The PM interview question types, how to structure product design answers, metrics frameworks, and what top companies look for.
Product Design ("Design a product for X"): Tests user empathy and design thinking. Product Improvement ("How would you improve YouTube?"): Tests analytical ability and prioritization. Metrics ("How would you measure success for Instagram Stories?"): Tests data-driven thinking. Estimation ("How many pianos are in Chicago?"): Tests structured reasoning. Behavioral ("Tell me about a time you shipped a product that failed"): Tests experience and judgment.
Step 1 — Clarify goals and constraints (2 min). Step 2 — Define the user and their pain (3 min). Step 3 — Identify 3–5 specific user pain points. Step 4 — Prioritize one pain point with reasoning. Step 5 — Brainstorm solutions (quantity, then quality). Step 6 — Pick a solution and explain why. Step 7 — Define success metrics. Step 8 — Identify risks and trade-offs. Interviewers care more about your reasoning at each step than the specific idea you land on.

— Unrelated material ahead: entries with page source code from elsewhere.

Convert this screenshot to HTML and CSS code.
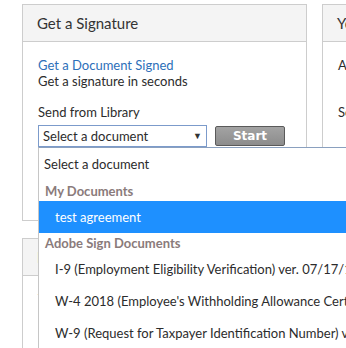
FILE: index.html
```html
<!DOCTYPE html>
<html lang="en">
<head>
    <meta charset="UTF-8">
    <title>Get a Signature</title>
    <link rel="stylesheet" href="styles.css">
</head>
<body>
    <div class="dashboard">
        <div class="row">
            <div class="panel sign-panel">
                <div class="panel-header">Get a Signature</div>
                <div class="panel-body">
                    <a class="doc-link" href="#">Get a Document Signed</a>
                    <div class="sub">Get a signature in seconds</div>
                    <div class="library-label">Send from Library</div>
                    <div class="library-row">
                        <div class="select-wrap">
                            <div class="select">
                                <span>Select a document</span>
                                <span class="arrow">&#9660;</span>
                            </div>
                            <!-- open dropdown list -->
                            <div class="dropdown">
                                <div class="option first">Select a document</div>
                                <div class="group">My Documents</div>
                                <div class="option sub-option selected">test agreement</div>
                                <div class="group">Adobe Sign Documents</div>
                                <div class="option sub-option">I-9 (Employment Eligibility Verification) ver. 07/17/17 N</div>
                                <div class="option sub-option">W-4 2018 (Employee's Withholding Allowance Certificate)</div>
                                <div class="option sub-option">W-9 (Request for Taxpayer Identification Number) ver. 11/2017</div>
                            </div>
                        </div>
                        <button class="start-btn">Start</button>
                    </div>
                </div>
            </div>
            <div class="panel side-panel">
                <div class="panel-header">Your Agreements</div>
                <div class="panel-body">
                    <div class="sub">Action required</div>
                    <div class="side-label">Sent for signature</div>
                </div>
            </div>
        </div>
        <div class="row">
            <div class="panel lower-panel">
                <div class="panel-header">Manage</div>
                <div class="panel-body">
                    <div class="sub">Templates</div>
                </div>
            </div>
        </div>
    </div>
</body>
</html>
```

FILE: styles.css
```css
body {
    margin: 0;
    font-family: Lato, "Open Sans", sans-serif;
    font-size: 13px;
    color: #2c2c2c;
    background-color: #fff;
    overflow: hidden;
}

.dashboard {
    padding: 4px 0 0 22px;
    width: 700px;
}

.row {
    display: flex;
    gap: 15px;
    margin-bottom: 17px;
}

.panel {
    border: 1px solid #cdcdcd;
    background-color: #fff;
}

.sign-panel {
    width: 283px;
    height: 215px;
}

.side-panel {
    width: 283px;
    height: 215px;
}

.lower-panel {
    width: 283px;
    height: 200px;
}

.panel-header {
    height: 36px;
    line-height: 36px;
    padding-left: 14px;
    font-size: 15px;
    color: #333;
    background-color: #f4f4f4;
    border-bottom: 1px solid #cdcdcd;
}

.panel-body {
    padding: 15px 15px 0 15px;
    line-height: 16px;
}

.doc-link {
    display: block;
    color: #2d6fb9;
    text-decoration: none;
}

.library-label {
    margin-top: 15px;
}

.side-label {
    margin-top: 31px;
}

.library-row {
    display: flex;
    align-items: center;
    margin-top: 5px;
}

.select-wrap {
    position: relative;
}

.select {
    width: 159px;
    height: 20px;
    padding: 0 4px;
    border: 1px solid #7c9bcb;
    display: flex;
    justify-content: space-between;
    align-items: center;
}

.arrow {
    font-size: 9px;
    color: #333;
    margin-right: 0;
}

.start-btn {
    margin-left: 8px;
    width: 70px;
    height: 20px;
    padding: 0;
    border: 1px solid #5a5a5a;
    border-radius: 2px;
    background: linear-gradient(#a3a3a3, #8c8c8c);
    color: #fff;
    font-family: "DejaVu Sans", sans-serif;
    font-size: 12px;
    font-weight: bold;
}

.dropdown {
    position: absolute;
    left: 0;
    top: 22px;
    width: 420px;
    background-color: #fff;
    border-top: 1px solid #8aa0bf;
    border-left: 1px solid #c6c6c6;
    z-index: 2;
}

.option {
    height: 32px;
    line-height: 32px;
    padding-left: 5px;
    color: #2c2c2c;
    white-space: nowrap;
}

.option.first {
    height: 33px;
    line-height: 33px;
}

.sub-option {
    padding-left: 16px;
}

.selected {
    background-color: #1e90ff;
    color: #fff;
}

.group {
    height: 20px;
    line-height: 20px;
    padding-left: 6px;
    font-weight: bold;
    color: #8a7b7b;
}
```
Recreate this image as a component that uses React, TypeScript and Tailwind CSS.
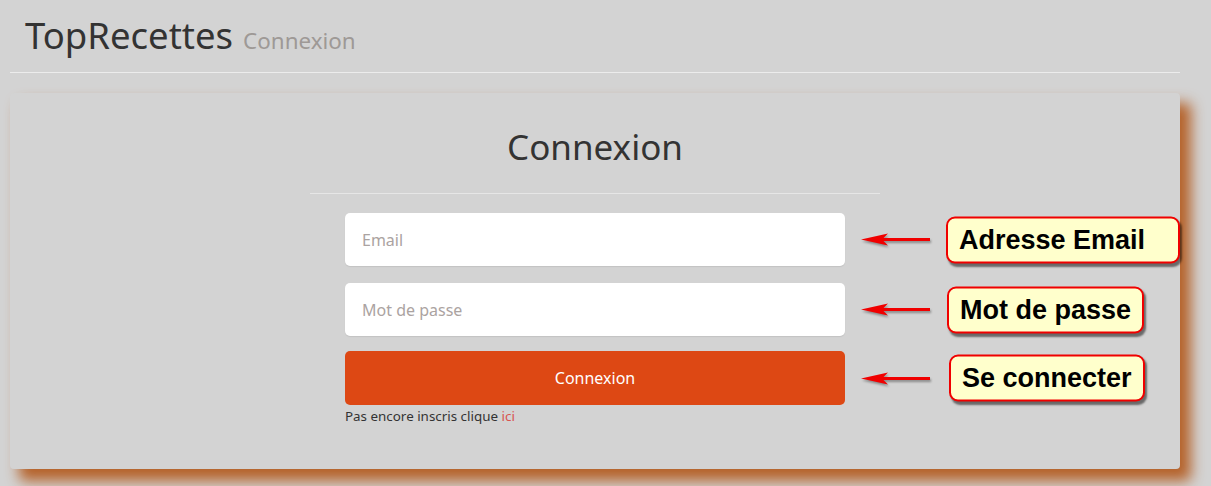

HEART (Google): Happiness, Engagement, Adoption, Retention, Task Success. Use it for consumer products. AARRR (Pirate Metrics): Acquisition, Activation, Retention, Revenue, Referral. Use it for growth-focused products. Don't just list metrics — explain leading vs. lagging indicators, and what you'd do if each metric moved in the wrong direction.
What candidates think: creative product ideas. What FAANG actually looks for: Structured thinking (can you break down complex problems?), Customer empathy (do you start with the user?), Data fluency (can you define and interpret metrics?), Prioritization (can you say no, and explain why?), Cross-functional leadership (can you influence without authority?). Your ideas matter less than how you arrived at them.
Jumping to solutions before defining the user (the #1 mistake). Not quantifying impact when estimating trade-offs. Saying "I would" instead of "I did" in behavioral answers. Picking the first idea instead of comparing options. Not knowing the company's business model deeply enough to reason about product trade-offs.